We had a much more normal day today. We did our daily podcasts, walked, I cleaned up the house and did three loads of laundry. I started on Week 3 of my online class, and we did a “bonus” walk this afternoon.

I got two magazines in today's mail. The September issue of “Vogue” is 902 pages long........no, I'm not really a “Vogue” kind of girl, but I let myself be suckered into buying a year's subscription because they gave me a free purse. I AM a sucker for purses! The cover of Oprah's magazine for September had a photo of Oprah with hair just about as large as that “Vogue” magazine!! It all should be interesting reading.

Hubby has been in “handyman” mode the past couple of days. We picked up a new toilet seat at the big box store yesterday, and he installed that last night. This morning, he put up the new miniblinds we picked up to replace the set I broke a few months ago trying to clean them. They needed to be replaced – the slats were brittle enough that one broke when I was wiping it off. We're all fixed for now.

I heard the school bus stop at the corner this morning at 7:30 – first day of school here in town! I was always so glad for the first day of school when I was a kid. Some years that summer just got longer and longer as time passed without my seeing my classmates. Usually we were aware before school started if we were having any new students in our class. Even without good communication, that type of news usually got around.
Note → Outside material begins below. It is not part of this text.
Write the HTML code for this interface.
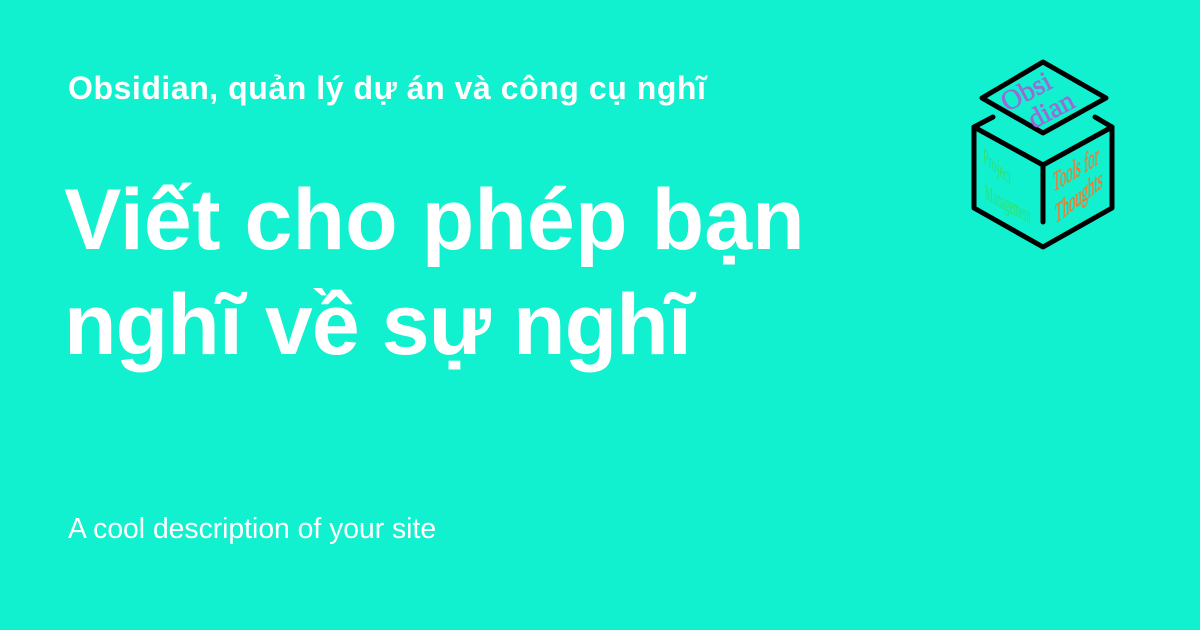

I think the highest number ever in my class was 17 one year of elementary school. We usually held around 14 or so. By senior year, we had dwindled down to ten. Nine of us had been together all twelve years. We still have a few smaller schools in the area, but a lot of people have trouble comprehending the small numbers I'm used to for graduating classes.

My small school is now closed. The high school and junior high consolidated with a larger school district in 1980; the elementary school closed in 1982. The teachers and staff who chose to continue working were incorporated into the larger school district. That meant were were a few teachers I'd had that my children also had. I enjoyed that, though probably not as much as my kids!

When the school closed, there was an auction of property and items. I wish I could've been there and purchased some memory of my childhood school days. The different pieces of property were sold to individuals. One of the sale stipulations for the main building was that it either be actively used or it be torn down – this was a reaction to a local school district where a new building had been built and the previous one was left to go into ruin. A local family bought the main building and tore it down. Even though much of the playground equipment was moved to the new school district, the former school site was turned into a park. The gym/cafeteria/music room building burned to the ground a few years after the closure.

We now have an all-school reunion every four years. It's a great time of reconnecting and visiting. About 14 years ago, a memorial monument was dedicated on the original school building site. It's a three-section monument, each with one of the three school buildings engraved on it.

Some of the school mementos are now housed in the local County Museum. All the senior composite pictures are there, as well as plaques of the yearly Valedictorians and some special sports trophies. Hubby enjoys going with me to view those – he says he likes being married to someone who is in a museum!! It just makes me feel old.


My nine co-graduates are all nearby – two are about an hour away, everyone else is here in the local community. We lost our first classmate last fall, that was a sad time, and she was a special, sweet person. We have a small-school bond that time can't break!